Give the listing again character for character, but drop the images.

Recorded data

------------------------

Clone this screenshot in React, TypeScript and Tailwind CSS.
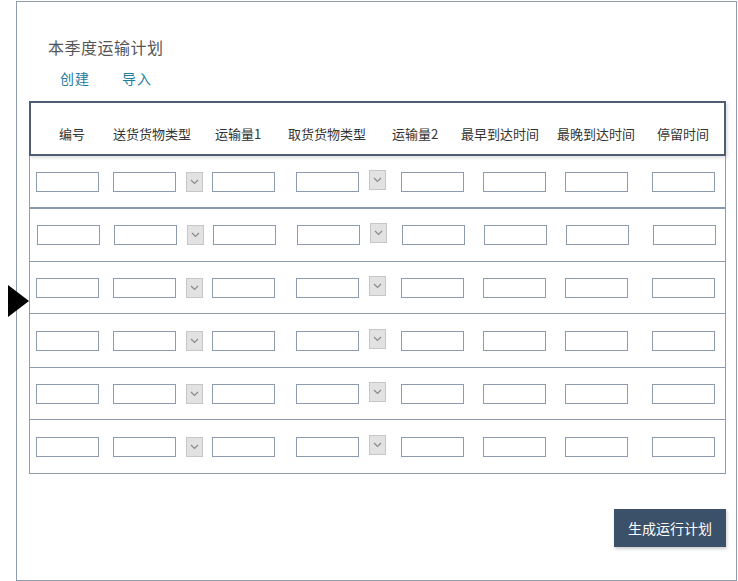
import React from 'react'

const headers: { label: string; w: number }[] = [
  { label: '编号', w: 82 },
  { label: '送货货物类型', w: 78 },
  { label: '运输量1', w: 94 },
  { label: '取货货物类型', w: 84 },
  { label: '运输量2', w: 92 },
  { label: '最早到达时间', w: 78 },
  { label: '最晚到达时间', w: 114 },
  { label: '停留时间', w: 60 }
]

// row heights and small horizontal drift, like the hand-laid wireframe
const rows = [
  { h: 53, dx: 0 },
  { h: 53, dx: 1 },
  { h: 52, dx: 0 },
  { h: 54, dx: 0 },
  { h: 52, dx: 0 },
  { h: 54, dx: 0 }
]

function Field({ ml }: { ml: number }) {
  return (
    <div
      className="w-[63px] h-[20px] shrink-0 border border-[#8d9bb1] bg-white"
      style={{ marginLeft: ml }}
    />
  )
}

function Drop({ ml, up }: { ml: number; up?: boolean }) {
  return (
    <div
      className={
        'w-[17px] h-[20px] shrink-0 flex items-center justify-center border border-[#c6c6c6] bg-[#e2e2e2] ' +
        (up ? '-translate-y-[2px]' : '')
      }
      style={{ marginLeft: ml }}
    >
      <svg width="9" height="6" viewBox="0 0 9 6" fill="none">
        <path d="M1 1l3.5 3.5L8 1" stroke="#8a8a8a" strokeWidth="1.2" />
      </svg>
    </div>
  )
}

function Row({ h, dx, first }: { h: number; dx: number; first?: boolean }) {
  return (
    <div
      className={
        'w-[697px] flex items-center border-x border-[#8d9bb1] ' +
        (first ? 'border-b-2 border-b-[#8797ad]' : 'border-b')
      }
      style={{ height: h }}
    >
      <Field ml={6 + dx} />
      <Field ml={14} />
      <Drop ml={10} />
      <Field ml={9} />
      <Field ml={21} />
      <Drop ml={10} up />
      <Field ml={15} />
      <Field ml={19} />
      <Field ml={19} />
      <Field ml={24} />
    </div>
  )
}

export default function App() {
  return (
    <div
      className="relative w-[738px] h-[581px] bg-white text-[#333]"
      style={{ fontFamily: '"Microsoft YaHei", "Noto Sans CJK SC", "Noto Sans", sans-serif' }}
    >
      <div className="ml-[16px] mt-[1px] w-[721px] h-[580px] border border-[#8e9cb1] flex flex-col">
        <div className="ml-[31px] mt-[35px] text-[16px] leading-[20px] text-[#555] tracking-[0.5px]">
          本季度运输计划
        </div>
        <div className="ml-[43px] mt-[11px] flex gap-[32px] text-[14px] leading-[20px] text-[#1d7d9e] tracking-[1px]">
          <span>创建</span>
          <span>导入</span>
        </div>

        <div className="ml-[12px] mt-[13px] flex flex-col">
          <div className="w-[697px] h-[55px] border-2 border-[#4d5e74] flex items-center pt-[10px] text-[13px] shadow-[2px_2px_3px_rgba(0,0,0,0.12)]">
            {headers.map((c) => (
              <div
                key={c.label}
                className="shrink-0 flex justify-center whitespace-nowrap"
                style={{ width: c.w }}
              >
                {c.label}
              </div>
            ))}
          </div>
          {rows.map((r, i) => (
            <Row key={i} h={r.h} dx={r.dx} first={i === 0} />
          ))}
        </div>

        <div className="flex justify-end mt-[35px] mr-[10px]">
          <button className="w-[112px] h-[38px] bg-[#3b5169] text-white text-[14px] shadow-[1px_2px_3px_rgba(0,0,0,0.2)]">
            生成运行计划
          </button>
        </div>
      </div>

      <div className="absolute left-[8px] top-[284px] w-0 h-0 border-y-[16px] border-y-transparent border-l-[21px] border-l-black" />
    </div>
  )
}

------------------------

Solution for this task
Clone this screenshot in React, TypeScript and Tailwind CSS.
import React from 'react'

const headers: { label: string; w: number }[] = [
  { label: '编号', w: 82 },
  { label: '送货货物类型', w: 78 },
  { label: '运输量1', w: 94 },
  { label: '取货货物类型', w: 84 },
  { label: '运输量2', w: 92 },
  { label: '最早到达时间', w: 78 },
  { label: '最晚到达时间', w: 114 },
  { label: '停留时间', w: 60 }
]

// row heights and small horizontal drift, like the hand-laid wireframe
const rows = [
  { h: 53, dx: 0 },
  { h: 53, dx: 1 },
  { h: 52, dx: 0 },
  { h: 54, dx: 0 },
  { h: 52, dx: 0 },
  { h: 54, dx: 0 }
]

function Field({ ml }: { ml: number }) {
  return (
    <div
      className="w-[63px] h-[20px] shrink-0 border border-[#8d9bb1] bg-white"
      style={{ marginLeft: ml }}
    />
  )
}

function Drop({ ml, up }: { ml: number; up?: boolean }) {
  return (
    <div
      className={
        'w-[17px] h-[20px] shrink-0 flex items-center justify-center border border-[#c6c6c6] bg-[#e2e2e2] ' +
        (up ? '-translate-y-[2px]' : '')
      }
      style={{ marginLeft: ml }}
    >
      <svg width="9" height="6" viewBox="0 0 9 6" fill="none">
        <path d="M1 1l3.5 3.5L8 1" stroke="#8a8a8a" strokeWidth="1.2" />
      </svg>
    </div>
  )
}

function Row({ h, dx, first }: { h: number; dx: number; first?: boolean }) {
  return (
    <div
      className={
        'w-[697px] flex items-center border-x border-[#8d9bb1] ' +
        (first ? 'border-b-2 border-b-[#8797ad]' : 'border-b')
      }
      style={{ height: h }}
    >
      <Field ml={6 + dx} />
      <Field ml={14} />
      <Drop ml={10} />
      <Field ml={9} />
      <Field ml={21} />
      <Drop ml={10} up />
      <Field ml={15} />
      <Field ml={19} />
      <Field ml={19} />
      <Field ml={24} />
    </div>
  )
}

export default function App() {
  return (
    <div
      className="relative w-[738px] h-[581px] bg-white text-[#333]"
      style={{ fontFamily: '"Microsoft YaHei", "Noto Sans CJK SC", "Noto Sans", sans-serif' }}
    >
      <div className="ml-[16px] mt-[1px] w-[721px] h-[580px] border border-[#8e9cb1] flex flex-col">
        <div className="ml-[31px] mt-[35px] text-[16px] leading-[20px] text-[#555] tracking-[0.5px]">
          本季度运输计划
        </div>
        <div className="ml-[43px] mt-[11px] flex gap-[32px] text-[14px] leading-[20px] text-[#1d7d9e] tracking-[1px]">
          <span>创建</span>
          <span>导入</span>
        </div>

        <div className="ml-[12px] mt-[13px] flex flex-col">
          <div className="w-[697px] h-[55px] border-2 border-[#4d5e74] flex items-center pt-[10px] text-[13px] shadow-[2px_2px_3px_rgba(0,0,0,0.12)]">
            {headers.map((c) => (
              <div
                key={c.label}
                className="shrink-0 flex justify-center whitespace-nowrap"
                style={{ width: c.w }}
              >
                {c.label}
              </div>
            ))}
          </div>
          {rows.map((r, i) => (
            <Row key={i} h={r.h} dx={r.dx} first={i === 0} />
          ))}
        </div>

        <div className="flex justify-end mt-[35px] mr-[10px]">
          <button className="w-[112px] h-[38px] bg-[#3b5169] text-white text-[14px] shadow-[1px_2px_3px_rgba(0,0,0,0.2)]">
            生成运行计划
          </button>
        </div>
      </div>

      <div className="absolute left-[8px] top-[284px] w-0 h-0 border-y-[16px] border-y-transparent border-l-[21px] border-l-black" />
    </div>
  )
}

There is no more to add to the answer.